This method runs through the categories, of which there are two in this demo. It then creates a directory using the polarity data directory and the name of the category. This only works for this demo because the data is organized into directories by category. Then, the potential training files are listed and iterated. For each training file, a test is done to see if it is a training file. If it is, then the text is read from the file using the LingPipe utility method Files.readFromFile, and then used to train the classifier for the specified category.

The only mystery is how we determine if a file is a training file. Lee and Pang were generous enough to pre-slice the files into ten equally-sized slices which are distinguished by the third character of the file name. For instance, the file pos/cv362_15341.txt is a positive training instance in block 3, whereas pos/cv532_6522.txt is a positive training instance in block 5. We just decided to train on blocks 0 through 8 and test on block 9, so the method is just:

boolean isTrainingFile(File file) {
    return file.getName().charAt(2) != '9';  // test on fold 9
}

If you want to see results for other slices, just swap out the 9 for any digit between 0 and 8.

Evaluation

The evaluation code follows the same structure as the training code:

void evaluate() throws IOException {
    int numTests = 0;
    int numCorrect = 0;
    for (int i = 0; i < mCategories.length; ++i) {
        String category = mCategories[i];
        File file = new File(mPolarityDir,mCategories[i]);
        File[] testFiles = file.listFiles();
        for (int j = 0; j < testFiles.length; ++j) {
            File testFile = testFiles[j];
            if (!isTrainingFile(testFile)) {
                String review
                    = Files.readFromFile(testFile);
                ++numTests;
                Classification classification
                    = mClassifier.classify(review);
                String resultCategory
                    = classification.bestCategory();
                if (resultCategory.equals(category))
                    ++numCorrect;
            }
        }
    }
}

The code rendered in grey is the same as in the training loop described in the last section. The remaining code begins by setting the number of tests and number of correct answer counters to zero. Then, as each review is processed, the number of tests is incremented. Then the classifier is used to produce a classification for a review string in a single line. Next, the classification's best category is extracted as the result category of classification. If the result category matches the test category, the number of correct classifications is incremented.

The final results are then printed with this code:

    System.out.println("  # Test Cases="
                       + numTests);
    System.out.println("  # Correct="
                       + numCorrect);
    System.out.println("  % Correct="
                       + ((double)numCorrect)
                          /(double)numTests);

There are, of course, more efficient ways to write this code, and ways to refactor so that the cut-and-pasted code is also shared, but we leave those improvements as exercises to the reader.

Basic Subjectivity Analysis

This section covers a second form of sentiment analysis, namely determining if a sentence is "objective" or "subjective" (again, as defined by the database curators).
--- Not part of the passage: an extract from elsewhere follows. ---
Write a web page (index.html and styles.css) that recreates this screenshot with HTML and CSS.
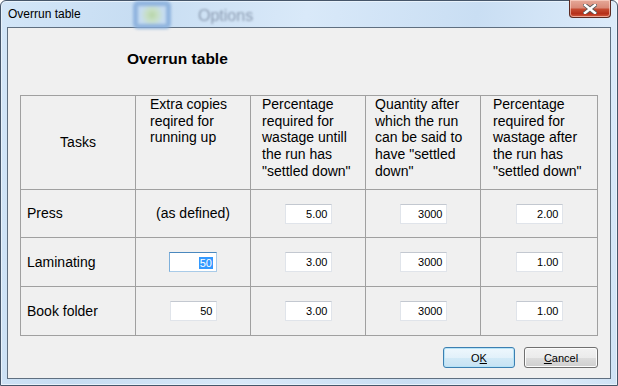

It follows pretty much the same pattern as the last example, with a slightly different data format, the addition of the classifier evaluation framework from com.aliasi.classify, and a step to compile the model to a file for later use. The advantage of the evaluation framework is that it can not only tell right from wrong, but also distinguish several shades of grey.

Running the Subjectivity Classifier

Assuming the data is in the directory POLARITY_DIR and the sentimentDemo.jar file exists (if it doesn't, run ant jar to create it), the demo may be run from the command line:

java
-cp "sentimentDemo.jar;
     ../../../lingpipe-3.5.1.jar"
SubjectivityBasic
POLARITY_DIR

or through Ant with the target subjectivity and a system property determining the polarity directory's location:

ant -DpolarityDir=POLARITY_DIR subjectivity

This produces the following output after about 45 seconds of chugging away on my desktop:

BASIC SUBJECTIVITY DEMO

Data Directory=e:\data\pang-lee-polarity

Training.
# Sentences plot=5000
# Sentences quote=5000

Compiling.
  Model file=subjectivity.model
  # Training Cases=9000
  # Training Chars=1160539

Evaluating.

CLASSIFIER EVALUATION
Categories=[plot, quote]
Total Count=1000
Total Correct=921
Total Accuracy=0.921
...

We'll step through the output (which runs to more than a page) a bite-sized chunk at a time; the ellipses (...) indicate that the report is continued. The first line of the report indicates the name of the categories. In this case, it's plot for "objective" sentences (drawn from plot summaries) and quote for "subjective" sentences (drawn from user-review snippets). Next comes the same accuracy report as we computed by hand in the last demo. This performance is much better at 92% accuracy than the polarity classification results we saw in the last section.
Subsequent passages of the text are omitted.